**Required task**
How many lines in the listing below include the word "Reproduce"? Reply with the count alone.
-.-.-
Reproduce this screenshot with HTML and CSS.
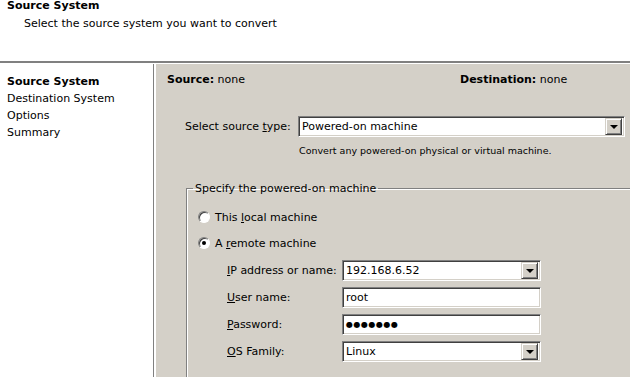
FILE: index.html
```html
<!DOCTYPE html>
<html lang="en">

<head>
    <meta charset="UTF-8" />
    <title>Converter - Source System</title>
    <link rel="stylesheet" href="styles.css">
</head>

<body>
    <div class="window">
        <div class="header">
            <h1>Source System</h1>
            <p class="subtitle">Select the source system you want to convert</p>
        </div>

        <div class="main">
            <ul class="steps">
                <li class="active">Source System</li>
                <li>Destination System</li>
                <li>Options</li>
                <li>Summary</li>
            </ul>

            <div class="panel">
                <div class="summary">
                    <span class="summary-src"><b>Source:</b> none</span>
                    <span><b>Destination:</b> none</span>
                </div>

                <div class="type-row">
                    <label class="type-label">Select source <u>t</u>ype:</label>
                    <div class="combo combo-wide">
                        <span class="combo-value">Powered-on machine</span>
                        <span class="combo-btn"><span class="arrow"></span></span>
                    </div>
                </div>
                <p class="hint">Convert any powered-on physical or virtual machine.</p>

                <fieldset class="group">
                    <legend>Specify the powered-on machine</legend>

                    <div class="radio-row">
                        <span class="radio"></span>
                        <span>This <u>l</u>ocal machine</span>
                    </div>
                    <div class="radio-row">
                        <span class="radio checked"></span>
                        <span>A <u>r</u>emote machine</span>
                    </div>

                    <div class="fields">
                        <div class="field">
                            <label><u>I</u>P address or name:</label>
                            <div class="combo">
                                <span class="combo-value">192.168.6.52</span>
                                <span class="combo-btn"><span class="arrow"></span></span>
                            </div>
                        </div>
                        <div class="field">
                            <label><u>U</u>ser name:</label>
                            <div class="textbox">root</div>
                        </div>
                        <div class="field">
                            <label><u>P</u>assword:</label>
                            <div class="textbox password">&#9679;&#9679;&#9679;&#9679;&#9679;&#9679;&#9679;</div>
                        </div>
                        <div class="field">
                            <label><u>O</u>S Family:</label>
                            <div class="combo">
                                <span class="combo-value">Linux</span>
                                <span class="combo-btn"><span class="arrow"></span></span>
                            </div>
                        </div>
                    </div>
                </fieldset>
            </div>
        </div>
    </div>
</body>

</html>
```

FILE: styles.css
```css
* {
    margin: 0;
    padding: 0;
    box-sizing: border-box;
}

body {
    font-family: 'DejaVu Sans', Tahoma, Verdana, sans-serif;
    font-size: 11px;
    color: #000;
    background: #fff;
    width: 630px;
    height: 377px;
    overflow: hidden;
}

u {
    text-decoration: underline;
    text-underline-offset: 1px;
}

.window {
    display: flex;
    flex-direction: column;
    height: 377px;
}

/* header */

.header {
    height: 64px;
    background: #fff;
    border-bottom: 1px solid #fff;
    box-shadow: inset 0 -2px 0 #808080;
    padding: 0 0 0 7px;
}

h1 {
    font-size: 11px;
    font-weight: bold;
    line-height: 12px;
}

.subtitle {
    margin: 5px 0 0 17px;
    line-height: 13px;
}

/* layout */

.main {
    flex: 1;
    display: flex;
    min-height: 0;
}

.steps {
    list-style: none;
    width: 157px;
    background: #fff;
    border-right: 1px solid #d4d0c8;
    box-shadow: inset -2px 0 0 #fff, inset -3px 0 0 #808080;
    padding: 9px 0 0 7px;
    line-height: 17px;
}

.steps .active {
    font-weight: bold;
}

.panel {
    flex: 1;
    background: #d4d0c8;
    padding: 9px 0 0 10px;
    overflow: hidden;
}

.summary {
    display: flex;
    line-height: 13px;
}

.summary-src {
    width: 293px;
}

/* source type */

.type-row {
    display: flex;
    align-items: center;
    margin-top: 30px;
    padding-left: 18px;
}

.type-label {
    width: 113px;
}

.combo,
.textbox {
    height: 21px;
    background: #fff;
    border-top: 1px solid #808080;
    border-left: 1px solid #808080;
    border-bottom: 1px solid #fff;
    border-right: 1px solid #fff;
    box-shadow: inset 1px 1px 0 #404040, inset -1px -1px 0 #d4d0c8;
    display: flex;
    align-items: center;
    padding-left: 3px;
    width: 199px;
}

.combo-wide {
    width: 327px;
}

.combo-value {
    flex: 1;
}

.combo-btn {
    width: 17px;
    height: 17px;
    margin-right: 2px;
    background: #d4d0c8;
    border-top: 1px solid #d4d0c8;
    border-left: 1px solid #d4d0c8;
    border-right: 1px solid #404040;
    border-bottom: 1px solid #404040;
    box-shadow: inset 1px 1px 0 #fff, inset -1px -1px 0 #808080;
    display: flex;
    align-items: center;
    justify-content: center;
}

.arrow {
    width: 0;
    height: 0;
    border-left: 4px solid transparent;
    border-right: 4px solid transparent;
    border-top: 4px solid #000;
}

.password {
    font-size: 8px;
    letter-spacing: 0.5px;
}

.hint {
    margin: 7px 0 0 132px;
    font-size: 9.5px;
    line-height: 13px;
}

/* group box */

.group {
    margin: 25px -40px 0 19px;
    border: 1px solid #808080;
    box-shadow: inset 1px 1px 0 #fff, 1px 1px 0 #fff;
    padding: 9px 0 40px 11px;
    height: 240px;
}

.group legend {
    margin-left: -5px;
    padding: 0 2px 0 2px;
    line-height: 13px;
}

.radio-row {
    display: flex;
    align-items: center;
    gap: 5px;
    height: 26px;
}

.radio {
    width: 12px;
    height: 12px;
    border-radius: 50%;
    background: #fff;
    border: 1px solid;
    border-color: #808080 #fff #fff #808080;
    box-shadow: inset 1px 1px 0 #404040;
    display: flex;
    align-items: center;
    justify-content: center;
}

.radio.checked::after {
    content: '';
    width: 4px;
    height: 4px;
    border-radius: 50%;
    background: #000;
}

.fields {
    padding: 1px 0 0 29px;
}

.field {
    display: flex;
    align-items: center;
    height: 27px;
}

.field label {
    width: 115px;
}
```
-.-.-
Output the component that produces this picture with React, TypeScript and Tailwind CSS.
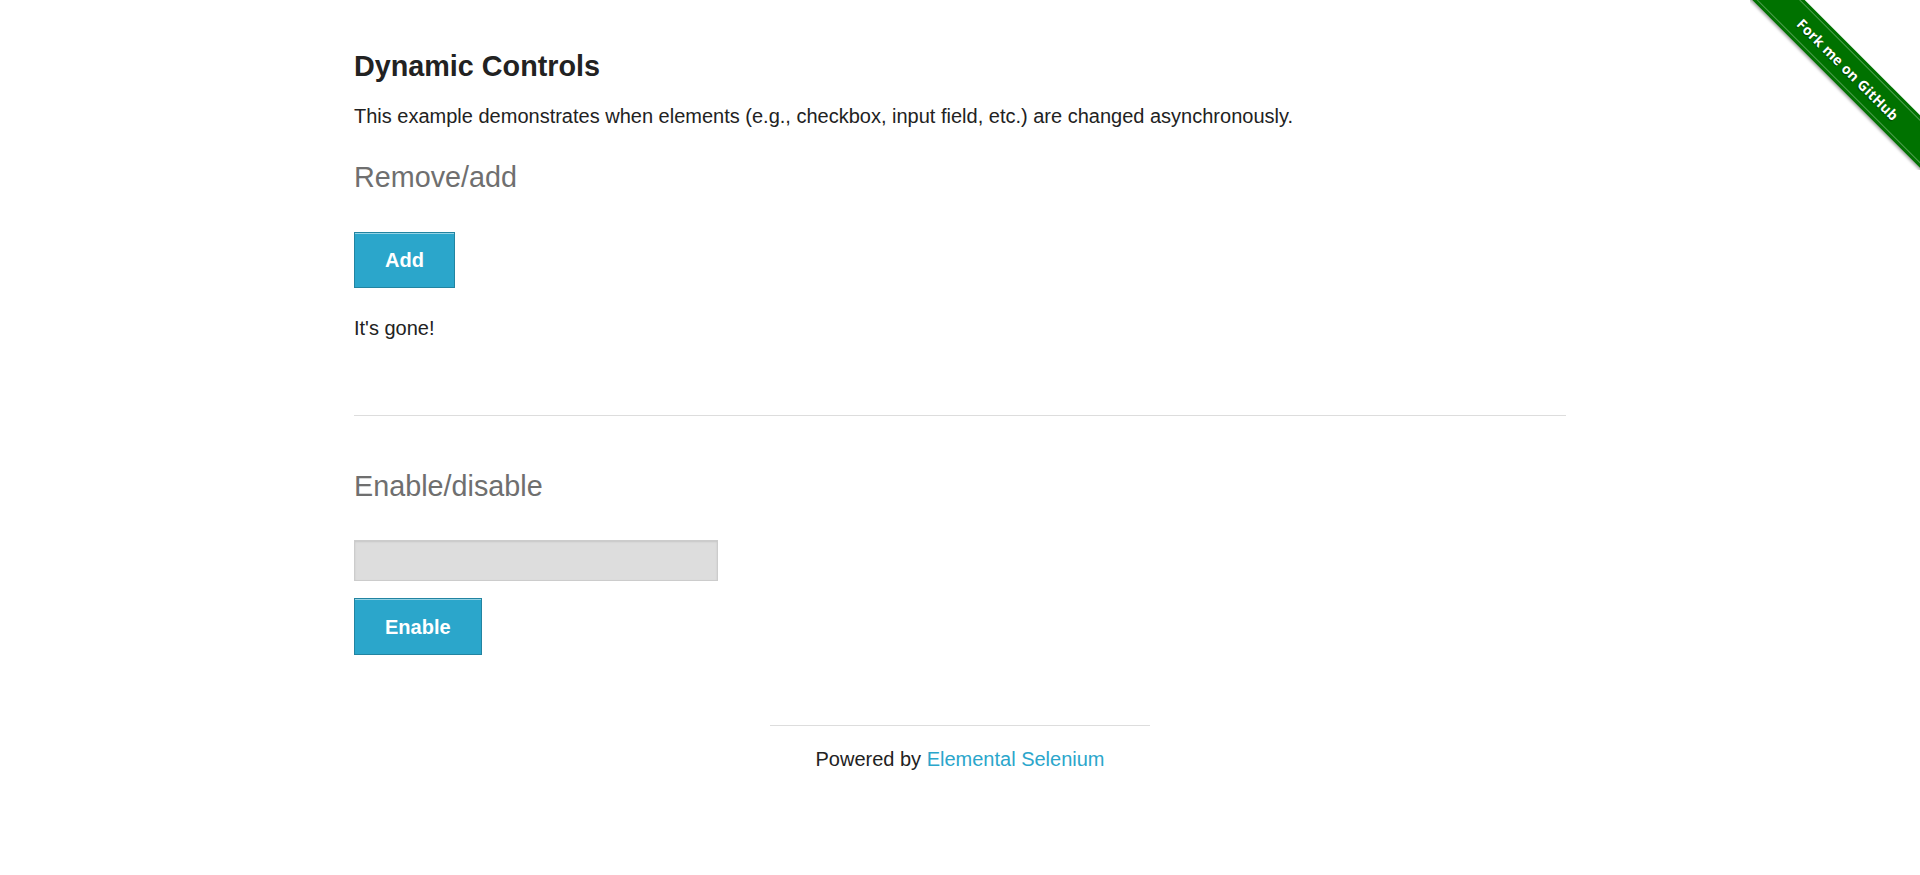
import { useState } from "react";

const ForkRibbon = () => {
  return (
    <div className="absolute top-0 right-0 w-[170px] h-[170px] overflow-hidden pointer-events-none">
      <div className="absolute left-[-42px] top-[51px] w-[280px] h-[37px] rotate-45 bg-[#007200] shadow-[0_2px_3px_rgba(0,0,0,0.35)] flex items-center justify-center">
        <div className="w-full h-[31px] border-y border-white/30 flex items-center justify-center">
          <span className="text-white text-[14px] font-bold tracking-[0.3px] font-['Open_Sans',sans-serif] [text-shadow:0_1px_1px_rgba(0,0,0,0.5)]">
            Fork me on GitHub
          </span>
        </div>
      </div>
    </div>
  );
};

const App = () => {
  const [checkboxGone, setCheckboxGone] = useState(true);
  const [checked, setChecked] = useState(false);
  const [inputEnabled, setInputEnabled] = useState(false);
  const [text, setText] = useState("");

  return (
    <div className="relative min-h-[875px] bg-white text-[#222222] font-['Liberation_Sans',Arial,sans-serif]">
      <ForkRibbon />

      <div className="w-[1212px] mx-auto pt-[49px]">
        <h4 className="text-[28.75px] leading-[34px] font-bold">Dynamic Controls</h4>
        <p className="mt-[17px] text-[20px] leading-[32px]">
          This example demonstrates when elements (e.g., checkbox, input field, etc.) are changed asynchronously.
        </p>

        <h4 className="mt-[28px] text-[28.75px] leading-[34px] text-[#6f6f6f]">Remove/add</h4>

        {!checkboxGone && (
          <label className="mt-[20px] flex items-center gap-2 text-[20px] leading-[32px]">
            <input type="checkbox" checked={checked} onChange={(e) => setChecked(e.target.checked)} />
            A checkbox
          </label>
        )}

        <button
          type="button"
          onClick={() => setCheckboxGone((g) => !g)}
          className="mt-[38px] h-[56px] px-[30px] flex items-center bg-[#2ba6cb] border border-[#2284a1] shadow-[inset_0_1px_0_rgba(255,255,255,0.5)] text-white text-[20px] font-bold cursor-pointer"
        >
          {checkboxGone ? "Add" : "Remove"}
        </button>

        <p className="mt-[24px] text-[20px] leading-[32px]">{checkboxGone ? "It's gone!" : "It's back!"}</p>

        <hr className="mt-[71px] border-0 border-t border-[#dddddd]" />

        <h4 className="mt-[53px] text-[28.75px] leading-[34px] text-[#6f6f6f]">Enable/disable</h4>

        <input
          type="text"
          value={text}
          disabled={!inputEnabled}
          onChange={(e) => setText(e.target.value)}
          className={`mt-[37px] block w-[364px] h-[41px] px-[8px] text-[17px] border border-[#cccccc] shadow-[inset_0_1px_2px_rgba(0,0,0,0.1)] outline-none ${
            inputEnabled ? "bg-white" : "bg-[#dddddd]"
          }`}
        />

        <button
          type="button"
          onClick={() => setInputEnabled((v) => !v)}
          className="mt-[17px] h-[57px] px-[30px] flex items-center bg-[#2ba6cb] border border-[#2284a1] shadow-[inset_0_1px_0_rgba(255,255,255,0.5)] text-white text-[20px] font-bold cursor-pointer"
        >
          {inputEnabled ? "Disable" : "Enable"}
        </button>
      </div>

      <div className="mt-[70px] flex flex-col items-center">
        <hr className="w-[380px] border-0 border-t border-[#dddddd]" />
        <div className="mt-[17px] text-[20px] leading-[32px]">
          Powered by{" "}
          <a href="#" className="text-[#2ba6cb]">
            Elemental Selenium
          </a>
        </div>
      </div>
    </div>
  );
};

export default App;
-.-.-
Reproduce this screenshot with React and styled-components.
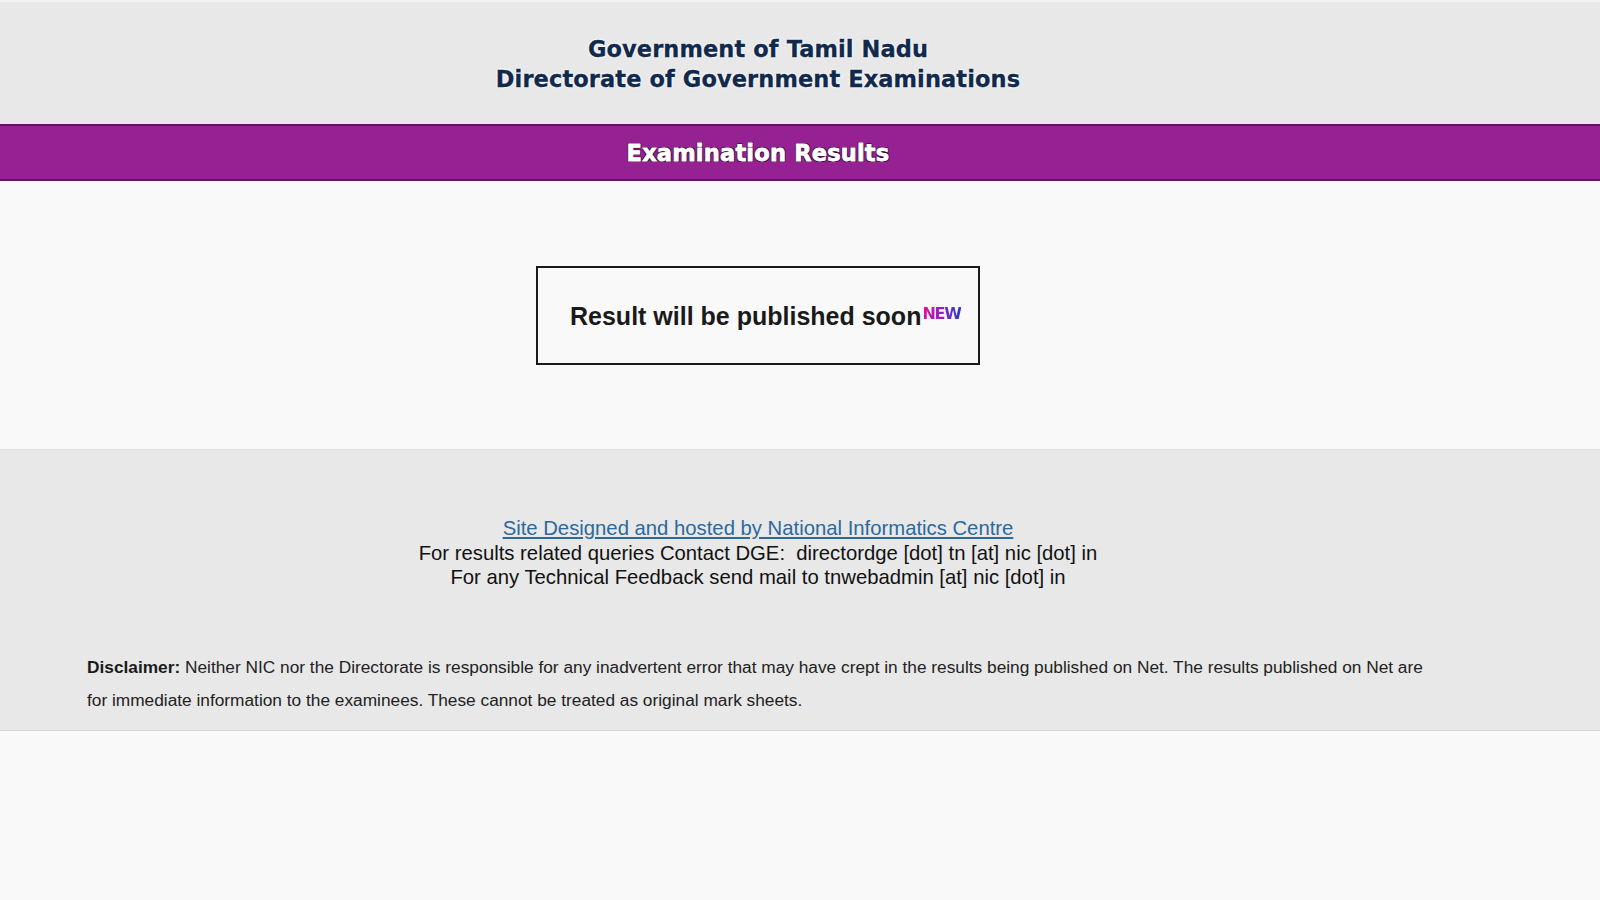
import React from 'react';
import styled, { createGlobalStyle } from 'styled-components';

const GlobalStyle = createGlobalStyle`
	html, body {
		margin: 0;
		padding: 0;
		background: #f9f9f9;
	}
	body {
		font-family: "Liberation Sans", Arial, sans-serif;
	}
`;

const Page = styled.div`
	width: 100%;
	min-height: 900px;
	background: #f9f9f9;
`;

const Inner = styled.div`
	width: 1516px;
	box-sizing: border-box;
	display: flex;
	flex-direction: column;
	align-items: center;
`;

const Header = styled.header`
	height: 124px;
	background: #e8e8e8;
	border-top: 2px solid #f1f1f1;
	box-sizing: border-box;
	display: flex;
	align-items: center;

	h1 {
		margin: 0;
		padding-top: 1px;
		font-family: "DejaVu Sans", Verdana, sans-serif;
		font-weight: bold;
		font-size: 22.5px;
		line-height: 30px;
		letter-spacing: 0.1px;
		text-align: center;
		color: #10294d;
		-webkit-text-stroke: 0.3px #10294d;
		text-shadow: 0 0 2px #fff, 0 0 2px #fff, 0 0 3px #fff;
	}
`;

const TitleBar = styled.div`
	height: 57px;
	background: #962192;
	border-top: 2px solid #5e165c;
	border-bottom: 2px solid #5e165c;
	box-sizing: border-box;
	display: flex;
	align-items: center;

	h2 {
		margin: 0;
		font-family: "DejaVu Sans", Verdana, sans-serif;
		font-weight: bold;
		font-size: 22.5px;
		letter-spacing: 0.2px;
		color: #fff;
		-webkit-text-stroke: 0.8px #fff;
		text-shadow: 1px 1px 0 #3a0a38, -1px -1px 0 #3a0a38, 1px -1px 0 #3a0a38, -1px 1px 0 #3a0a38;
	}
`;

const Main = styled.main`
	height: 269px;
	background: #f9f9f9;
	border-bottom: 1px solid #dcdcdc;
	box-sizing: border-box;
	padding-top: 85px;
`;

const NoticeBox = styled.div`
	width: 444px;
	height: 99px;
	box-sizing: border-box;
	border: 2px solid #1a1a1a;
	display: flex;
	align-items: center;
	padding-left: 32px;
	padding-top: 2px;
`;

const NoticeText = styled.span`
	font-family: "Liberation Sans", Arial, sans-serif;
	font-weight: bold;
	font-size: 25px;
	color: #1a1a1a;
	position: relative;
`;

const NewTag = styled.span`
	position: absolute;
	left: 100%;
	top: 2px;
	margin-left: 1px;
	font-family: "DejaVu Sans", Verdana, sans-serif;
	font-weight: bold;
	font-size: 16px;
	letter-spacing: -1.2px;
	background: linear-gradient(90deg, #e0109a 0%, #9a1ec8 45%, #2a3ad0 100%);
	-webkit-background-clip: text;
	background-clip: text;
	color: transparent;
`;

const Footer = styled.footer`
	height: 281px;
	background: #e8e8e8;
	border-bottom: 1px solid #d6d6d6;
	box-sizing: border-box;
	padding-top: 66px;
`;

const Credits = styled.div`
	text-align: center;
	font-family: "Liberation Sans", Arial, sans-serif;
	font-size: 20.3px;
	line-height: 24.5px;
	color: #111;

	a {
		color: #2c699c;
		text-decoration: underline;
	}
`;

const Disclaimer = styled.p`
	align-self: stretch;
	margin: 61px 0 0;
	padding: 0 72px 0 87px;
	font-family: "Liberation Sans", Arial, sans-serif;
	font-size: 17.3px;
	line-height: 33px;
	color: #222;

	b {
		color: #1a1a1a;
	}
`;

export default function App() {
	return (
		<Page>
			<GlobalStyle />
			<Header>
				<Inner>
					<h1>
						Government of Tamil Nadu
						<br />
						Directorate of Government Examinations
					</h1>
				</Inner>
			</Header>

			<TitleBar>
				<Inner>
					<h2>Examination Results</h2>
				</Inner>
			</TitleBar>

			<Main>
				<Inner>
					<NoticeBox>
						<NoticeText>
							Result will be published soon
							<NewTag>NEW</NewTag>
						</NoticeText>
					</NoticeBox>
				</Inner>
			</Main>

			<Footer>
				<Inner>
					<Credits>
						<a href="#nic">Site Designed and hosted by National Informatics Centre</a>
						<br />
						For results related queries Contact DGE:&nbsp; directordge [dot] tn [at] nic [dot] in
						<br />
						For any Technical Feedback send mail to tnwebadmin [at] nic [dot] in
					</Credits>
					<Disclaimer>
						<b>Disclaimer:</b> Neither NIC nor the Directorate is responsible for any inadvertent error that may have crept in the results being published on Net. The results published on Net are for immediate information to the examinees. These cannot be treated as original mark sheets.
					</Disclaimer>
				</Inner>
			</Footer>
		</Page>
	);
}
-.-.-
**Solution**
2